The statement that the supply of reserve balances will decline in a gradual and predicable manner is welcome. But there is still the important question about what the Fed is aiming for. As explained in the Addendum, the “Committee currently anticipates reducing the quantity of reserve balances, over time, to a level appreciably below that seen in recent years but larger than before the financial crisis; the level will reflect the banking system’s demand for reserve balances and the Committee’s decisions about how to implement monetary policy most efficiently and effectively in the future. The Committee expects to learn more about the underlying demand for reserves during the process of balance sheet normalization.”

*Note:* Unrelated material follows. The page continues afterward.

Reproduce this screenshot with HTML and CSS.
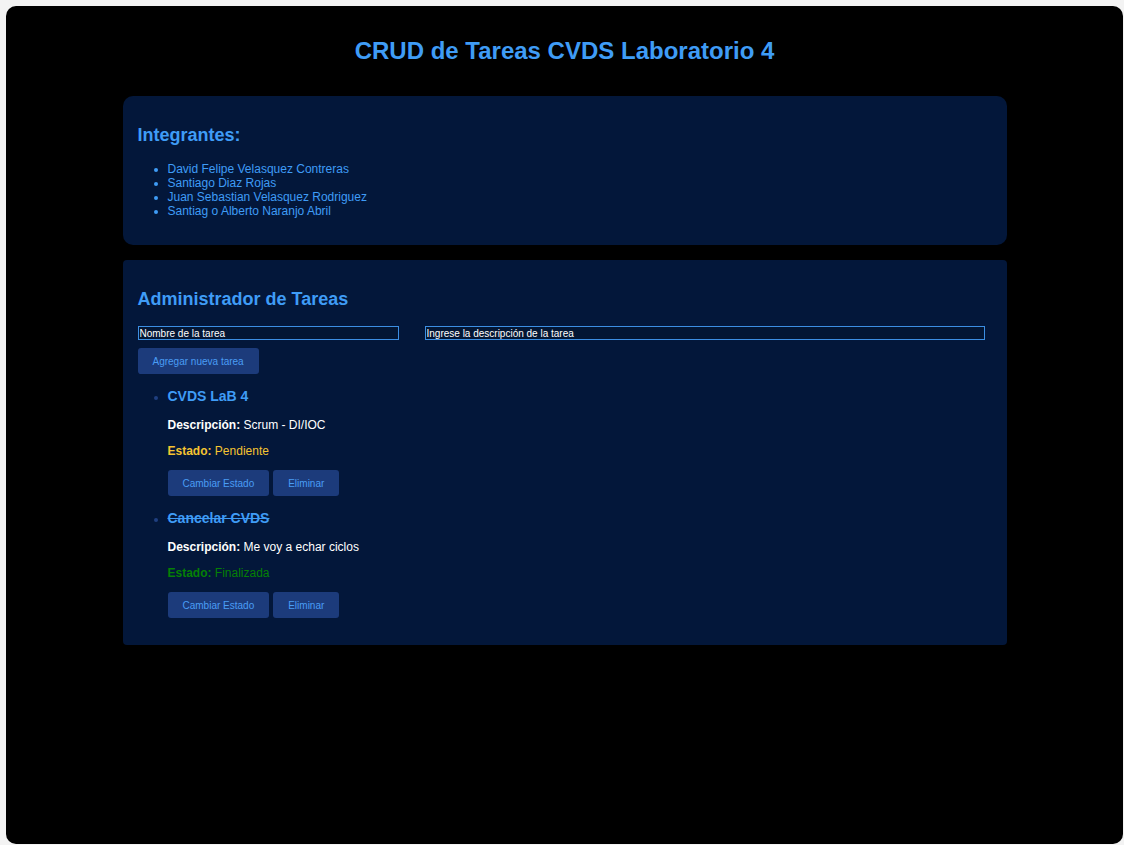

It is important that the Fed refers to reserve balances so much in this statement. There are two basic approaches to the question of what the Fed should aim for, and the level of reserve balances in the balance sheet is the key difference between them. One approach is for the Fed to aim at an eventual balance sheet and a corresponding level of reserve balances in which the interest rate is determined by the demand and supply of reserves—in other words, by market forces—rather than by an administered rate under interest on excess reserves. (To be sure, during the normalization or transition period with inherited high reserve balances, there is no choice but to use interest on excess reserves). Conceptually this means the Fed would eventually operate under a framework as it did in the two decades before crisis.  Most likely the level of reserve balances will be greater than the levels of 2007, but that will depend on liquidity regulations. The defining concept of this approach is a market determined interest rate.

I think the case can be made for such a framework. The assessment of Peter Fisher, who ran the trading desk at the New York Fed for many years, is that such a framework would work. At the recent monetary policy conference at the Hoover Institution, he said “we could get back and manage it with quantities; it’s not impossible. We could just re-engineer the system and go back to the way we were.”  I agree based on the time I spent in the markets for federal funds in those days watching how they operated and writing up an institutional description and model of how people traded in those markets. If we went back to that framework, there would not be any need for interest on excess reserves. If the Fed wanted to change the short term interest rate, it would just adjust the supply of reserves.  The amount of reserves would be set so that the supply and demand for reserves determine the interest rate.

The Fed could also provide liquidity support if it needed to do so in this framework. Recall the events of 9/11 when the devastating physical damage led the Fed to provide effective lender of last resort loans. So you can have that kind of liquidity support in such a regime.

If it wanted to, the Fed could operate with corridor system in this framework. There would be a lower-interest rate on deposits at the floor of the corridor, a higher-interest rate on borrowing at the ceiling of the corridor, and, most important, a market-determined interest rate above the floor and below the ceiling.

This approach creates an important connection between the Fed’s policy interest rate and the amount of reserves or money in the system. The Fed is responsible for reserves and money, and that connection is important to maintain. Without that connection, you raise the chances of the Fed being a multipurpose institution, which leads people to raise questions about its independence.  The Fed has already been involved in credit allocation with mortgage-backed securities purchases, and Charles Plosser argues it might do much more.

The second approach is a system where the quantity supplied of reserves remains well above the demand, and the interest rate is administered through interest on excess reserves as recently discussed along with other normalization issues by Fed Governor Powell.  The method is sometimes called a “floor” system, but the federal funds rate moves a bit below the floor, so it is not really a floor. In any case, the interest rate is not market determined.

Those who support the second approach argue that more reserves than the amount needed to determine the interest rate are needed for liquidity purposes. Some (see Todd Keister) argue that the payment system doesn’t function well with a smaller amount of reserves. In the past there were large daylight overdrafts. However, one could limit the size of the overdrafts, perhaps as a percentage of collateral. There also may be some regulatory changes that would reduce the demand for liquidity.

Some argue that with a large balance sheet the Fed could provide depository services to regular people, just like it provides depository services to banks, with advantages described by John Cochrane here in an earlier conference volume. The Treasury could provide that service without interfering with the Fed’s operations, however, or there may be other ways to provide the service without creating a disconnect between the interest rate and reserves.

Others argue that a permanently large balance sheet with large reserve balances would allow quantitative easing to be used regularly.  I don’t think quantitative easing has been that effective, and because there is uncertainty about its impact, it is hard to conduct a rules-based monetary policy with such interventions.  Moreover, the spreading of quantitative easing across the international monetary system adds turbulence to exchange rates and capital flows.

In sum, we should not only be thinking about how to reduce the size of the balance sheet in a predictable, strategic way. We should also be thinking about where reserve balances are going.  I think the first proposal described here makes sense. After the normalization, after the transition is finished, interest rates would again be determined by market forces.